With a strength of 130 in the 182-strong outgoing House, the BJP’s sole campaigner started from a position of advantage. Even a loss of 30 seats would leave him with a simple majority of 100 seats, argued a local journalist. But Sunday’s high (63-65 per cent) polling in north and central Gujarat — the regions he swept after the 2002 communal carnage - could be good news for Modi. He is understood to have confided in friends that he’d win anything between 110-115 seats.

The Congress too has a 110-seat projection. That means a 59-seat loss for the BJP. In the absence of a palpable wave, not many observers were willing to speculate openly on that kind of erosion in Modi’s hold.

Some observers felt the high voter turnout in the north and central regions with 95 seats, afforded the CM a fair chance of making up the losses he presumably suffered in the December 11 round in Saurashtra, Kutch and South Gujarat on account of the Patel-Koli rebellion buttressed by distraught farmers.

“What does it signify when people vote with their feet? Modi is winning,” insisted Sushil Pandit, a key BJP campaign manager.

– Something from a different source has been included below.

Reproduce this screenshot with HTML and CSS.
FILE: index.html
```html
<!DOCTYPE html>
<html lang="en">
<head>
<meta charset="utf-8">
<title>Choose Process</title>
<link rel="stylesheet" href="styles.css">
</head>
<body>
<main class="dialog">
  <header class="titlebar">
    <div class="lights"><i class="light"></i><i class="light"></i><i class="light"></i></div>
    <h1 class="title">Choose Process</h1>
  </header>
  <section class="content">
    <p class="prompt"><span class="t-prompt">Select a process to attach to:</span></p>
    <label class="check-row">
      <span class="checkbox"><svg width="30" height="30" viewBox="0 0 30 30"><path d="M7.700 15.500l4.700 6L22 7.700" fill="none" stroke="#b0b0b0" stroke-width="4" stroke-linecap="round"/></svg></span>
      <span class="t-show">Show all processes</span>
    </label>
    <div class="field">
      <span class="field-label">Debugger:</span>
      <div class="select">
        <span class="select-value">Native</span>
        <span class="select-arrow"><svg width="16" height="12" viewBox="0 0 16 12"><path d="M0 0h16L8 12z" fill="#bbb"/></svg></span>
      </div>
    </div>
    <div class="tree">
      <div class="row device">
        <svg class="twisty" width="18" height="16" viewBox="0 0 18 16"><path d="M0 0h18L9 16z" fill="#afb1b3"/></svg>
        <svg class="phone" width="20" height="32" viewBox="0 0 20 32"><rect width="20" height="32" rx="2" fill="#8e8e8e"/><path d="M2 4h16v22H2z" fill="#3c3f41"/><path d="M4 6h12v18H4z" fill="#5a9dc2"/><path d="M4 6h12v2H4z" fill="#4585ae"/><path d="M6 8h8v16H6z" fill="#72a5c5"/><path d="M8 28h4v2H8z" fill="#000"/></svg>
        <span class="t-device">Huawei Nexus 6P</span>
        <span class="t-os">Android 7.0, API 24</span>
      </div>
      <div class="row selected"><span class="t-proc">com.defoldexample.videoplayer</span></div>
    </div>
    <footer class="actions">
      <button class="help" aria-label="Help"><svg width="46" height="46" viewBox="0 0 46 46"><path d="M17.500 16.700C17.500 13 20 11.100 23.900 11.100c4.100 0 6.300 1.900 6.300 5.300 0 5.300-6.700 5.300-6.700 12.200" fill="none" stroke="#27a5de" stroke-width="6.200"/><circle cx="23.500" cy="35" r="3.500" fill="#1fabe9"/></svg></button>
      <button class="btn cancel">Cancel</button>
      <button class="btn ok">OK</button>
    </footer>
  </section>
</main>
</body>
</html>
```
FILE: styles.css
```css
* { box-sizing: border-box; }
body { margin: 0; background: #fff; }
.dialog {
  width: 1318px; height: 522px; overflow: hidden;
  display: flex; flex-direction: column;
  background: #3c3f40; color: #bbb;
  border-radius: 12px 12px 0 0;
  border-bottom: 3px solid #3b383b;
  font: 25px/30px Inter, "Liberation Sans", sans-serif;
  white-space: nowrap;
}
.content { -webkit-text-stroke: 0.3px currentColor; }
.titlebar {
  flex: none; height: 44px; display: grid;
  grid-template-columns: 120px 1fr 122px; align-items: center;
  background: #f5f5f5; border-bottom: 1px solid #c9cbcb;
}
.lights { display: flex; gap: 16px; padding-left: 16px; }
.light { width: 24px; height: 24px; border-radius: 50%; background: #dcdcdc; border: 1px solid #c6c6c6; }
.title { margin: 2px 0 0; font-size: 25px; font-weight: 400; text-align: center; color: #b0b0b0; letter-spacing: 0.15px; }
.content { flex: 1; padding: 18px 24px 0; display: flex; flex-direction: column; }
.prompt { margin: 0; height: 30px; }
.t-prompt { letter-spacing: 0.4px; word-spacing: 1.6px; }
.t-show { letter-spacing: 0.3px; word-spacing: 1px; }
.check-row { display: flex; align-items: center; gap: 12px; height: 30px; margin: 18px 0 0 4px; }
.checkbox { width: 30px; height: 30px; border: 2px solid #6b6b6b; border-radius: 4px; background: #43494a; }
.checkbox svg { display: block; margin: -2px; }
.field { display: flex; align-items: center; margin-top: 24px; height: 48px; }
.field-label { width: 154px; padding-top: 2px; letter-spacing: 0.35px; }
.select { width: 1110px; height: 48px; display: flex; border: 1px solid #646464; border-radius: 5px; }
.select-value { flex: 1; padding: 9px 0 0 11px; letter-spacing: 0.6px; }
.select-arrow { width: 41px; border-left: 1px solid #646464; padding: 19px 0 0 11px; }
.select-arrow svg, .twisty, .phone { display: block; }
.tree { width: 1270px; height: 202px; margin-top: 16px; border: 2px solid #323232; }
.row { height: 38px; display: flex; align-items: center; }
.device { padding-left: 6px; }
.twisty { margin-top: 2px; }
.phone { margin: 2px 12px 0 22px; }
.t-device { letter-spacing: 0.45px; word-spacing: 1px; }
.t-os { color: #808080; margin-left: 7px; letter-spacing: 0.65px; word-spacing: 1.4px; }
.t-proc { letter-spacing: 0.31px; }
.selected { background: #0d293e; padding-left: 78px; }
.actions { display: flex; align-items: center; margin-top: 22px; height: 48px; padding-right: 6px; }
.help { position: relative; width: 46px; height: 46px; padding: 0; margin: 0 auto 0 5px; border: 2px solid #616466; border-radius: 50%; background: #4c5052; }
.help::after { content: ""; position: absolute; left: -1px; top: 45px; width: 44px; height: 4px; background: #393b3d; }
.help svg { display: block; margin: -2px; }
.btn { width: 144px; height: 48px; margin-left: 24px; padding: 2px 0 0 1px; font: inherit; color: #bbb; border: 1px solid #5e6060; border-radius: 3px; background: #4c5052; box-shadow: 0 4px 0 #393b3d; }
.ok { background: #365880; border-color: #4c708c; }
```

AICC general secretary incharge of Gujarat B.K. Hariprasad had his own take on the turnout: 55-58 per cent polling in Banaskantha and Sabarkantha in North Gujarat and the party’s penetration in Dahod and Panchmahals in the middle region will ensure a 110 seats aggregate for the Congress.

“The urban turnout was nearly 60 per cent which isn’t exceptionally high. Our caste alignments in central Gujarat are perfect and will fetch us substantial gains,” argued Hariprasad.

If Modi wins Gujarat, it will be in spite of the traditional BJP-RSS hierarchy whose services he consciously discarded. His was a one-man show that brought him face to face with at least 17 lakh people (if one were to take an average of 10,000-strong crowd at each of the 170 meetings he addressed across 155 constituencies).

A majority of Modi’s audience comprised middle-class Hindu women and youth from urban and semi-urban constituencies for whom he dished out an admix of development promises, his track record in fighting terror and protecting the Gujarati pride. In contrast, Sonia Gandhi addressed ten 100,000-plus rallies that drew people with humbler backgrounds from among the urban poor, the adivasis, the minorities and castes alienated by Modi in his battles with regional satraps of the Patel and Koli communities.

The Congress campaign rested on two pods: local canvassing and the Gandhi family rallies and roadshows that saw Rahul Gandhi hitting the streets in Surat and Vadodara.

From the content of the campaign, it was obvious that Gujarat now has three brands of Hindutva: the soft variety often identified with the Congress, Modi’s version of it and the one represented by fringe elements like Babu Bajrangi.
Certain formulations the Congress used to paint the Modi bandwagon as “maut ke saudagar” changed the tenor of the electoral debate to the BJP leader’s advantage. Or so it seemed from the rousing response he got from the city dwellers. But his detractors are convinced that the silent majority in the countryside will throttle the “communal” middle-class cacophony.